Потери (Константинов) - страница 42

– Случайно получилось. Честное слово.

– Верю. А к чему ты вспомнил?

– Просто жаль, что не успею. Получается, пока подрасту, она уже кончится, война-то. Обидно.

– Ах, вот ты о чем! Не переживай, Юрка. Уж чего-чего, а эдакого барахла на много поколений вперед хватит.

– Ты так думаешь?

– Убежден, – подтвердил Алексеев-старший. И, помрачнев лицом, добавил: – И это как раз тот редкий случай, когда мне бы очень хотелось оказаться неправым.

– Ага, неправым! Сам-то небось повоевать успел. Еще и добровольцем. А ведь тогда совсем другая война была.

– Почему другая? Все войны одинаковы.

– Та была империалистическая, а значит – несправедливая.

Всеволод покачал головой. Заговорил отрешенно, бесстрастно:

– Запомни, сын: война и справедливость – понятия взаимоисключающие. Точно так же, как не могут быть справедливыми или несправедливыми болезнь или смерть.

– Так ведь…

– Не перебивай! И еще одно: меня всегда очень коробит, когда я слышу фразу «прошел войну».

– Почему?

– Потому что войну нельзя пройти! Она – или милостиво отпускает, выплевывает тебя, оставляя в живых. Или забирает навсегда. Третьего не дано.

– А как же герои? – негодующе возмутился Алексеев-младший. – Чапаев, Котовский, Пархоменко? Буденный? Что ж, по-твоему, Семен Михайлович не герой? Его всего-навсего… выплюнули? Слюной, что ли?

– Герои, сын, они, в основном, в книжках и в фильмах обретаются. Безусловно, герои нужны. Хотя бы для того, чтоб, когда деваться некуда, люди уходили на войну. Но вот в самой войне ничего героического нет.
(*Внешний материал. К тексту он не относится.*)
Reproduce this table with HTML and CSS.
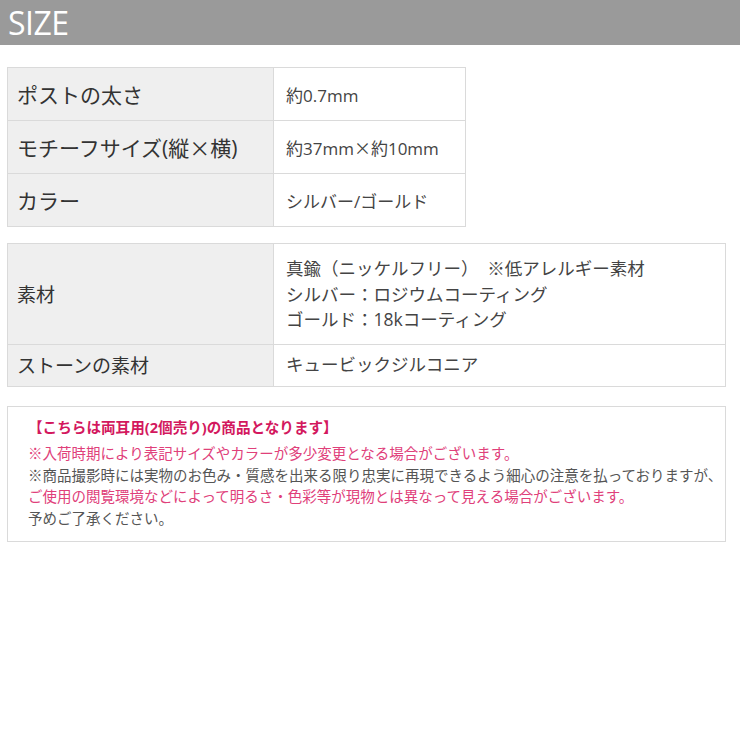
FILE: index.html
```html
<!DOCTYPE html>
<html lang="ja">

<head>
    <meta charset="UTF-8" />
    <meta name="viewport" content="width=device-width, initial-scale=1.0" />
    <title>SIZE</title>
    <link rel="stylesheet" href="styles.css">
</head>

<body>
    <h2 class="heading">SIZE</h2>

    <div class="content">
        <table class="spec spec-size">
            <tr>
                <th>ポストの太さ</th>
                <td>約0.7mm</td>
            </tr>
            <tr>
                <th>モチーフサイズ(縦<span class="cjk">×</span>横)</th>
                <td>約37mm<span class="cjk">×</span>約10mm</td>
            </tr>
            <tr>
                <th>カラー</th>
                <td>シルバー/ゴールド</td>
            </tr>
        </table>

        <table class="spec spec-material">
            <tr>
                <th>素材</th>
                <td class="multi">真鍮（ニッケルフリー）　※低アレルギー素材<br>シルバー：ロジウムコーティング<br>ゴールド：18kコーティング</td>
            </tr>
            <tr>
                <th>ストーンの素材</th>
                <td>キュービックジルコニア</td>
            </tr>
        </table>

        <div class="notes">
            <p class="notes-title">【こちらは両耳用(2個売り)の商品となります】</p>
            <p class="pink">※入荷時期により表記サイズやカラーが多少変更となる場合がございます。</p>
            <p>※商品撮影時には実物のお色み・質感を出来る限り忠実に再現できるよう細心の注意を払っておりますが、</p>
            <p class="pink">ご使用の閲覧環境などによって明るさ・色彩等が現物とは異なって見える場合がございます。</p>
            <p>予めご了承ください。</p>
        </div>
    </div>
</body>

</html>
```

FILE: styles.css
```css
body {
    margin: 0;
    font-family: "Open Sans", "Noto Sans CJK JP", sans-serif;
    color: #333;
    background-color: #fff;
}

.heading {
    margin: 0;
    height: 45px;
    padding-left: 8px;
    background-color: #9a9a9a;
    color: #fff;
    font-size: 32px;
    font-weight: normal;
    line-height: 45px;
    letter-spacing: -0.5px;
}

.content {
    padding: 22px 14px 0 7px;
}

.cjk {
    font-family: "Noto Sans CJK JP", sans-serif;
}

.spec {
    border-collapse: collapse;
    margin-bottom: 16px;
}

.spec th,
.spec td {
    border: 1px solid #dadada;
    text-align: left;
    vertical-align: middle;
}

.spec th {
    width: 256px;
    padding: 0 0 0 9px;
    background-color: #efefef;
    font-weight: normal;
    color: #333;
}

.spec td {
    padding: 0 0 0 12px;
    color: #444;
}

.spec-size {
    width: 459px;
}

.spec-size th {
    height: 52px;
    font-size: 21px;
}

.spec-size td {
    font-size: 17px;
}

.spec-material {
    width: 719px;
}

.spec-material th {
    height: 41px;
    font-size: 19px;
}

.spec-material td {
    font-size: 17.5px;
    line-height: 25.5px;
}

.spec-material td.multi {
    padding-top: 12px;
    padding-bottom: 11px;
}

.notes {
    margin-top: 19px;
    border: 1px solid #dadada;
    padding: 10px 20px 12px 20px;
    font-size: 14.5px;
    line-height: 21.5px;
    color: #555;
}

.notes p {
    margin: 0;
    white-space: nowrap;
}

.notes .notes-title {
    margin-bottom: 5px;
    font-size: 14.6px;
    font-weight: bold;
    color: #d3185e;
}

.notes .pink {
    color: #e0407a;
}
```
– А что же там, по-твоему, есть? – с вызовом спросил Юрка.

– А есть там, в первую очередь, Грязь. Как в натуральном виде – в болотной жиже, вшах и кровавом поносе, – так и грязь в душах человеческих. В их мыслях, в поступках… Это только в книжках герой не стреляет в безоружного и в спину. На войне настоящей о высоких материях не задумываются. Хочешь выжить – будешь стрелять…


Наблюдая за реакцией сына на свои слова, не привыкший по жизни лицемерить и врать Всеволод с болью обнаружил, что декларируемые им истины болезненно задевают и ранят Юрку, напрочь разрушая привычную картину детского мировосприятия.

Но тут, по счастью, заявилось спасение в образе и подобии Оленьки.

Которая в пылу их жаркого спора, оказывается, незаметно просочилась на кухню и теперь смотрела на мужчин с выражением суровой укоризны:

– Вот вы тут сидите и ругаетесь. А я, между прочим, кушать хочу. Сильно хочу.

Всеволод бросил благодарный взгляд на дочку и преувеличенно бодро констатировал:

– Братцы-кролики! Похоже, мама плотно подзадерживается. А потому я вынужден взять командование по кухне на себя. Объявляю мобилизационный приказ: Юрий!